What is Prediabetes?
Prediabetes is a “pre-diagnosis” of diabetes—you can think of it as a warning sign. It’s when your blood glucose level (blood sugar level) is higher than normal, but it’s not high enough to be considered diabetes. Prediabetes is an indication that you could develop type 2 diabetes if you don’t make some lifestyle changes.
Symptoms of Prediabetes
Prediabetes has no clear symptoms. Some people may experience conditions that are associated with insulin resistance, such as polycystic ovarian syndrome and acanthosis nigricans, which involves the development of dark, thick, and often velvety patches of skin. This discoloration usually occurs around the: elbows, knees, neck, armpits knuckles
Risk factors: The same factors that increase the risk of developing type 2 diabetes increase the risk of developing prediabetes. These factors include:
- Being overweight is a primary risk factor for prediabetes. The more fatty tissue you have — especially inside and between the muscle and skin around your abdomen — the more resistant your cells become to insulin.

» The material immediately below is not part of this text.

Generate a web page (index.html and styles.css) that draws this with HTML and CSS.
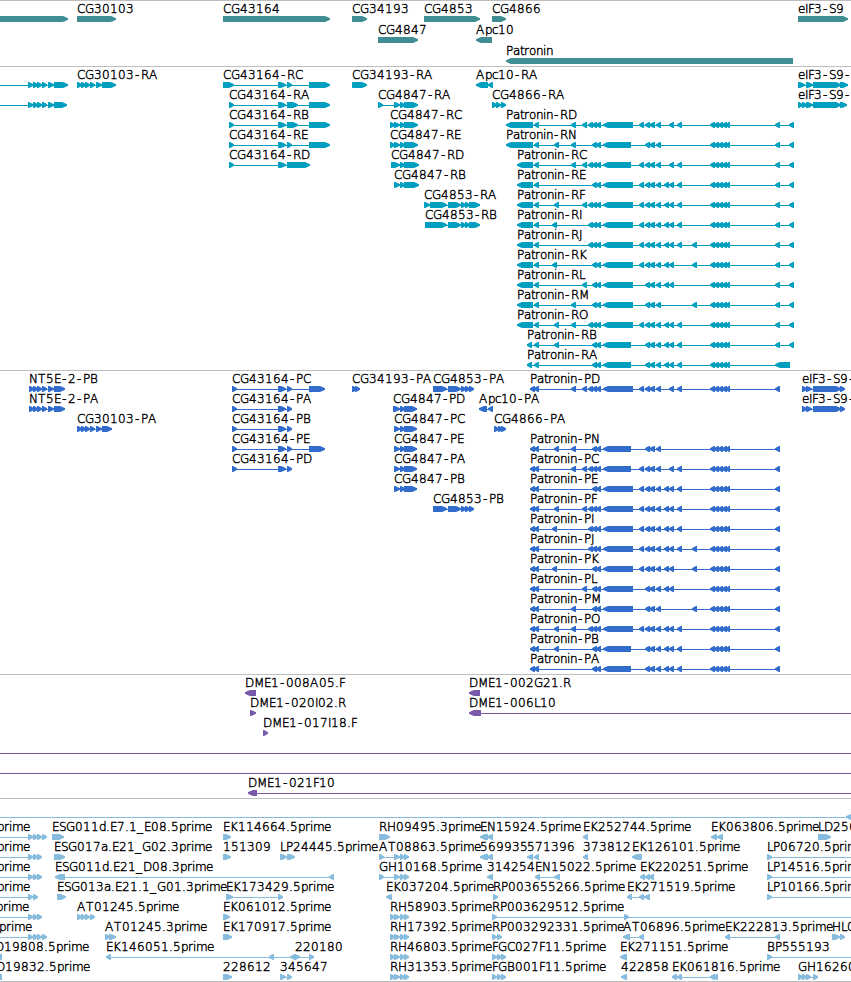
FILE: index.html
```
<!DOCTYPE html>
<html lang="en">
<head>
    <meta charset="UTF-8">
    <meta name="viewport" content="width=device-width, initial-scale=1.0">
    <title>Genome Browser</title>
    <link rel="stylesheet" href="styles.css">
</head>
<body>
    <main class="browser">
        <section class="track track-gene"><svg id="genes" width="851" height="65"></svg></section>
        <section class="track track-mrna"><svg id="mrna" width="851" height="303"></svg></section>
        <section class="track track-cds"><svg id="cds" width="851" height="303"></svg></section>
        <section class="track track-bac"><svg id="bac" width="851" height="123"></svg></section>
        <section class="track track-est"><svg id="est" width="851" height="182"></svg></section>
    </main>
    <script src="tracks.js"></script>
</body>
</html>
```
FILE: styles.css
```
body {
    margin: 0;
    background: #fff;
    font-family: 'DejaVu Sans', sans-serif;
    font-size: 12px;
    font-weight: 200;
    overflow: hidden;
}
.browser {
    display: flex;
    flex-direction: column;
    width: 851px;
    border-bottom: 1px solid #bebebe;
}
.track {
    border-top: 1px solid #bebebe;
}
.track svg {
    display: block;
    overflow: hidden;
}
.track text {
    fill: #000;
    stroke: #000;
    stroke-width: 0.42px;
}
.intron {
    shape-rendering: crispEdges;
}
.track-gene {
    color: #408e93;
}
.track-mrna {
    color: #009ebf;
}
.track-cds {
    color: #316ccc;
}
.track-bac {
    color: #785aa8;
}
.track-est {
    color: #87bcde;
}
.exon,
.intron {
    fill: currentColor;
}
```
FILE: tracks.js
```
const SVG_NS = 'http://www.w3.org/2000/svg';

// label advance widths in pixels, digits are all 8
const ADVANCE = {
    A: 9, B: 8, C: 8, D: 9, E: 7, F: 6, G: 9, H: 9, I: 3, K: 8, L: 6, M: 10, N: 9,
    P: 7, R: 8, S: 7, T: 8, J: 4, O: 10, a: 7, c: 6, d: 7, e: 7, i: 3, m: 11,
    n: 7, o: 7, p: 7, r: 5, t: 4, '-': 7, '.': 4, _: 7
};

function add(svg, tag, attrs) {
    const el = document.createElementNS(SVG_NS, tag);
    for (const key in attrs) el.setAttribute(key, attrs[key]);
    svg.appendChild(el);
    return el;
}

// "10-20 30" -> [[10, 20], [30, 35]]
function parseExons(str) {
    return str.split(' ').filter(Boolean).map(part => {
        const m = part.match(/^(-?\d+)(?:-(\d+))?$/);
        return [+m[1], m[2] ? +m[2] : +m[1] + 5];
    });
}

function drawExon(svg, a, b, y, dir) {
    const head = Math.min(b - a, 6) - 1;
    const tip = dir === '>' ? b : a;
    const base = dir === '>' ? a : b;
    const neck = dir === '>' ? b - head : a + head;
    const knee = dir === '>' ? b - head * 0.5 : a + head * 0.5;
    add(svg, 'polygon', {
        class: 'exon',
        points: `${base},${y} ${neck},${y} ${knee},${y + 1} ${tip},${y + 2.2} ${tip},${y + 3.8} ${knee},${y + 5} ${neck},${y + 6} ${base},${y + 6}`
    });
}

function drawLabel(svg, label, x, y) {
    const xs = [];
    for (const ch of label) {
        xs.push(ch === '-' ? x + 1 : x);
        x += ADVANCE[ch] || 8;
    }
    add(svg, 'text', { x: xs.join(' '), y: y }).textContent = label;
}

// feature: [row, strand, label, exons, { x, from, to }]
function drawTrack(id, features, pitch) {
    const svg = document.getElementById(id);
    for (const [row, dir, label, exonStr, opt = {}] of features) {
        const y = 15 + row * pitch;
        const exons = parseExons(exonStr);
        const from = opt.from ?? exons[0][0];
        const to = opt.to ?? exons[exons.length - 1][1];
        if (exons.length !== 1 || opt.from !== undefined || opt.to !== undefined) {
            add(svg, 'rect', { class: 'intron', x: from, y: y + 3, width: to - from, height: 1 });
        }
        exons.forEach(([a, b]) => drawExon(svg, a, b, y, dir));
        if (label) drawLabel(svg, label, opt.x ?? exons[0][0], y - 3);
    }
}

const GENES = [
    [0, '>', '', '-10-68'],
    [0, '>', 'CG30103', '77-116'],
    [0, '>', 'CG43164', '223-330'],
    [0, '>', 'CG34193', '352-367'],
    [0, '>', 'CG4853', '424-480'],
    [0, '>', 'CG4866', '492-506'],
    [0, '>', 'eIF3-S9', '798-848'],
    [1, '>', 'CG4847', '378-418'],
    [1, '<', 'Apc10', '476-492'],
    [2, '<', 'Patronin', '506-793']
];

// middle part of each Patronin isoform, shared by mRNA and CDS tracks
const CLUSTER = '710 714 718 722 726-730';
const PATRONIN = {
    D: '571 582 588 592 596 603-633 639 645 649-655 656 669 677',
    N: '554 571 592 596 603-631 645 649-655 656',
    C: '571 582 588 592 596 603-631 639 645 649-655 656 669 677',
    E: '592 596 603-633 639 645 649-655 656 664 669 677',
    F: '554 582 588 592 596 603-633 639 645 649-655 656 664 669 677',
    I: '552 588 592 596 603-633 639 645 649-655 656 664 669 677',
    J: '588 592 596 603-633 639 645 649-655 656 664 669 677 692',
    K: '552 592 596 603-633 639 645 649-655 656 664 669 692',
    L: '582 592 596 603-633 645 649-655 656 664 669',
    M: '571 592 596 603-633 645 649-655 656 692',
    O: '554 571 588 592 596 603-633 639 645 649-655 656 664 669 677',
    B: '554 592 596 603-631 645 649-655 656 664 669 677',
    A: '592 596 603-631 645 649-655 656 664 669 677'
};

const MRNA = [
    [0, '>', '', '28 33 37 42 48-54 54-68', { from: 0 }],
    [1, '>', '', '28 33 37 42 48-54 54-67', { from: 0 }],
    [0, '>', 'CG30103-RA', '77 81 85 90 96-102 102-116'],
    [0, '>', 'CG43164-RC', '223-234 278-286 287 309-330'],
    [1, '>', 'CG43164-RA', '229 278-286 287-298 309-330'],
    [2, '>', 'CG43164-RB', '229 278-286 287-298 309-330'],
    [3, '>', 'CG43164-RE', '229 278-286 287 309-330'],
    [4, '>', 'CG43164-RD', '229 278-286 287-310'],
    [0, '>', 'CG34193-RA', '352-356 354-367'],
    [1, '>', 'CG4847-RA', '378 394-400 400 404-418'],
    [2, '>', 'CG4847-RC', '390 394-400 400 404-418'],
    [3, '>', 'CG4847-RE', '390 394-400 400 404-418'],
    [4, '>', 'CG4847-RD', '391-400 400 404-419'],
    [5, '>', 'CG4847-RB', '394-400 400 404-419'],
    [6, '>', 'CG4853-RA', '424-430 430-447 448-461 461 465 469-480'],
    [7, '>', 'CG4853-RB', '425-447 448-461 461 465 469-480'],
    [0, '<', 'Apc10-RA', '476-488 488-493'],
    [1, '>', 'CG4866-RA', '492 496 501'],
    [0, '>', 'eIF3-S9-', '798-805 806-813 813-841 840-848'],
    [1, '>', 'eIF3-S9-', '798 802 806-813 813-841 840-847']
];

const CDS = [
    [0, '>', 'NT5E-2-PB', '29 33 37 42 48-54 54-65'],
    [1, '>', 'NT5E-2-PA', '29 33 37 42 48-54 54-65'],
    [2, '>', 'CG30103-PA', '77 81 85 90 96-102 102-112'],
    [0, '>', 'CG43164-PC', '232 278-286 287 309-325'],
    [1, '>', 'CG43164-PA', '232 278-286 287'],
    [2, '>', 'CG43164-PB', '232 278-286 287'],
    [3, '>', 'CG43164-PE', '232 278-286 287 309-325'],
    [4, '>', 'CG43164-PD', '232 278-286 287'],
    [0, '>', 'CG34193-PA', '352 355'],
    [0, '>', 'CG4853-PA', '433-447 448-461 461 465 469'],
    [1, '>', 'CG4847-PD', '393-400 400 404-417'],
    [2, '>', 'CG4847-PC', '394-400 400 404-417'],
    [3, '>', 'CG4847-PE', '394-400 400 404-417'],
    [4, '>', 'CG4847-PA', '394-400 400 404-417'],
    [5, '>', 'CG4847-PB', '394-400 400 404-417'],
    [6, '>', 'CG4853-PB', '433-447 448-461 461 465 469'],
    [1, '<', 'Apc10-PA', '479-487 488'],
    [2, '>', 'CG4866-PA', '494 498 501'],
    [0, '>', 'eIF3-S9-', '802 806-812 813-841 840'],
    [1, '>', 'eIF3-S9-', '802 806-812 813-841 840']
];

Object.keys(PATRONIN).forEach((iso, i) => {
    let start = '517-533';
    if (i < 2) start = '506-533';
    if (i > 10) start = '527';
    const end = iso === 'A' ? '775-790' : '775 789';
    MRNA.push([i + 2, '<', 'Patronin-R' + iso, `${start} 534 ${PATRONIN[iso]} ${CLUSTER} ${end}`]);
    CDS.push([i ? i + 2 : 0, '<', 'Patronin-P' + iso, `530 534 ${PATRONIN[iso]} ${CLUSTER} 775`]);
});

const BAC = [
    [0, '<', 'DME1-008A05.F', '245-256'],
    [1, '>', 'DME1-020I02.R', '250-256'],
    [2, '>', 'DME1-017I18.F', '263'],
    [0, '<', 'DME1-002G21.R', '469-480'],
    [1, '<', 'DME1-006L10', '469-481', { to: 851 }],
    [3, '>', '', '', { from: 0, to: 851 }],
    [4, '>', '', '', { from: 0, to: 851 }],
    [5, '<', 'DME1-021F10', '248-257', { to: 851 }]
];

const EST = [
    [0, '<', '', '846-857', { from: 0 }],
    [1, '>', 'prime', '28 33 37 42', { from: 0, x: -3 }],
    [2, '>', 'prime', '28 33 37', { from: 0, x: -3 }],
    [3, '>', 'prime', '28 33 37', { from: 0, x: -3 }],
    [4, '>', 'prime', '28 33', { from: 0, x: -3 }],
    [5, '>', 'prime', '28 33 37', { from: 0, x: -4 }],
    [6, '>', 'prime', '28 33 37 42', { from: 0, x: -1 }],
    [7, '<', 'D19808.5prime', '-10-2', { x: -5 }],
    [8, '<', 'D19832.5prime', '-10-2', { x: -4 }],

    [1, '>', 'ESG011d.E7.1_E08.5prime', '52-64'],
    [2, '>', 'ESG017a.E21_G02.3prime', '54-65'],
    [3, '<', 'ESG011d.E21_D08.3prime', '55-65 329'],
    [4, '>', 'ESG013a.E21.1_G01.3prime', '57-66'],
    [5, '>', 'AT01245.5prime', '77 81 85 90'],
    [6, '>', 'AT01245.3prime', '105 109-116'],
    [7, '<', 'EK146051.5prime', '106 269 290-296'],

    [1, '>', 'EK114664.5prime', '223-231'],
    [2, '>', '151309', '223-231'],
    [4, '>', 'EK173429.5prime', '226-233 278'],
    [5, '>', 'EK061012.5prime', '223-230'],
    [6, '>', 'EK170917.5prime', '223-232'],
    [8, '>', '228612', '223-232'],
    [2, '>', 'LP24445.5prime', '280-287 287-295'],
    [7, '>', '220180', '294-300 309', { x: 295 }],
    [8, '>', '345647', '280-286 287'],

    [1, '>', 'RH09495.3prime', '379-390'],
    [2, '>', 'AT08863.5prime', '379 394-400 400 404'],
    [3, '>', 'GH10168.5prime', '379 394-400 400 404'],
    [4, '<', 'EK037204.5prime', '386-392'],
    [5, '>', 'RH58903.5prime', '390 394-400 400 404'],
    [6, '>', 'RH17392.5prime', '390 394-400 400 404'],
    [7, '>', 'RH46803.5prime', '390 394-400 400 404'],
    [8, '>', 'RH31353.5prime', '390 394-400 400 404'],

    [1, '<', 'EN15924.5prime', '480-488 487-493'],
    [2, '<', '569935', '480-488 487-493'],
    [3, '<', '314254', '487-493'],
    [4, '>', 'RP003655266.5prime', '493'],
    [5, '>', 'RP003629512.5prime', '492 624', { to: 851 }],
    [6, '>', 'RP003292331.5prime', '492 497'],
    [7, '>', 'FGC027F11.5prime', '492 497 501'],
    [8, '>', 'FGB001F11.5prime', '492 497 501'],
    [2, '<', '571396', '527-533 534'],
    [3, '<', 'EN15022.5prime', '535 554-560'],

    [1, '<', 'EK252744.5prime', '583'],
    [2, '<', '373812', '583'],
    [2, '<', 'EK126101.5prime', '632-642'],
    [3, '<', 'EK220251.5prime', '640 645 649'],
    [4, '<', 'EK271519.5prime', '627 639 644-650'],
    [6, '<', 'AT06896.5prime', '623-630 639'],
    [7, '<', 'EK271151.5prime', '620-627'],
    [8, '<', '422858', '621-627'],
    [8, '<', 'EK061816.5prime', '672 677 710 713'],

    [1, '<', 'EK063806.5prime', '711-717 717-723'],
    [6, '<', 'EK222813.5prime', '725 775'],
    [2, '>', 'LP06720.5prime', '767', { to: 851 }],
    [3, '>', 'LP14516.5prime', '767', { to: 851 }],
    [4, '>', 'LP10166.5prime', '767', { to: 851 }],
    [7, '>', 'BP555193', '767', { to: 851 }],
    [8, '>', 'GH16260', '798 802 806 813'],
    [1, '>', 'LD256', '818-831'],
    [6, '>', 'HL0', '832-840 840']
];

drawTrack('genes', GENES, 21);
drawTrack('mrna', MRNA, 20);
drawTrack('cds', CDS, 20);
drawTrack('bac', BAC, 20);
drawTrack('est', EST, 20);
```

- Waist size: The risk of insulin resistance goes up for men with waists larger than 40 inches and for women with waists larger than 35 inches.
- Dietary patterns: Eating red meat and processed meat, and drinking sugar-sweetened beverages, is associated with a higher risk of prediabetes. A diet high in fruits, vegetables, nuts, whole grains, and olive oil is associated with a lower risk of prediabetes.
- The less active you are, the greater your risk of prediabetes. Physical activity helps you control your weight, uses up glucose as energy and makes your cells more sensitive to insulin.
- Although diabetes can develop at any age, the risk of prediabetes increases after age 45. This may be because people tend to exercise less, lose muscle mass and gain weight as they age.
- Family history: Your risk of prediabetes increases if you have a parent or sibling with type 2 diabetes.
- Although it’s unclear why, people of certain races — including African-Americans, Hispanics, Native Americans, Asian-Americans, and Pacific Islanders — are more likely to develop prediabetes.
- Gestational diabetes: If you developed gestational diabetes while pregnant, you and your child are at higher risk of developing prediabetes. If you gave birth to a baby who weighed more than 9 pounds (4.1 kilograms), you’re also at increased risk of prediabetes.
- Polycystic ovary syndrome: This common condition — characterized by irregular menstrual periods, excess hair growth and obesity — increases women’s risk of prediabetes.
- People with a certain sleep disorder (obstructive sleep apnea) have an increased risk of insulin resistance. People who work changing shifts or night shifts, possibly causing sleep problems, also may have an increased risk of prediabetes or type 2 diabetes.
How to Check Prediabetes?
Pre-diabetes can be checked using the HbA1c, Fasting glucose test or the Oral Glucose tolerance test. An A1C between 5.7 percent and 6.4 percent suggests prediabetes while a fasting glucose test result between 100 and 125 mg/dL is diagnostic for prediabetes. For the oral glucose tolerance test (OGTT) if your blood sugar is between 140 and 199 mg/dL, your doctor will diagnose prediabetes.
The guidelines for testing blood sugar are based on diabetes risk. If you have any of the risk factors, you should get the test done once. If it’s normal, get it done again in three years. But if you have prediabetes or if you’re a woman who had gestational diabetes during pregnancy, then testing your blood sugar levels every year is recommended. Your doctor will advise you how often you should check your blood sugar level.
What is the Glycaemic Index?
Glycaemic Index is really a ranking system of carbohydrate foods based on how they affect blood glucose levels. Carbohydrate foods are assigned a number between 0 and 100 based on that effect. A Glycaemic Index of 70 or more is high; a Glycaemic Index of 56 to 69 inclusive is medium, and a Glycaemic Index of 55 or less is low. High-Glycaemic Index foods tend to be unhealthy, especially if you have diabetes or prediabetes. In pre-diabetes, a low-GI diet is best for most people. The best way to find out what works for you is by checking your blood glucose and noticing how you feel after an eating food, to see how it affects you personally.
Here are some suggestions to get you started:
- Choose fresh fruits and vegetables over canned versions or juices.
- Eat more beans and peas, such as chickpeas, kidney beans, and lentils.
- Limit refined grains, such as white bread, white rice, and processed low fiber cereals.
- Choose whole grain bread, cereals, pasta, and rice whenever possible.
Disclaimer: The above information has been prepared by a qualified medical professional and may not represent the practices followed universally. The suggestions listed in this article constitute relatively common advice given to patients, and since every patient is different, you are advised to consult your physician, if in doubt, before acting upon this information. Lupin Limited has only facilitated the distribution of this information to you in the interest of patient education and welfare.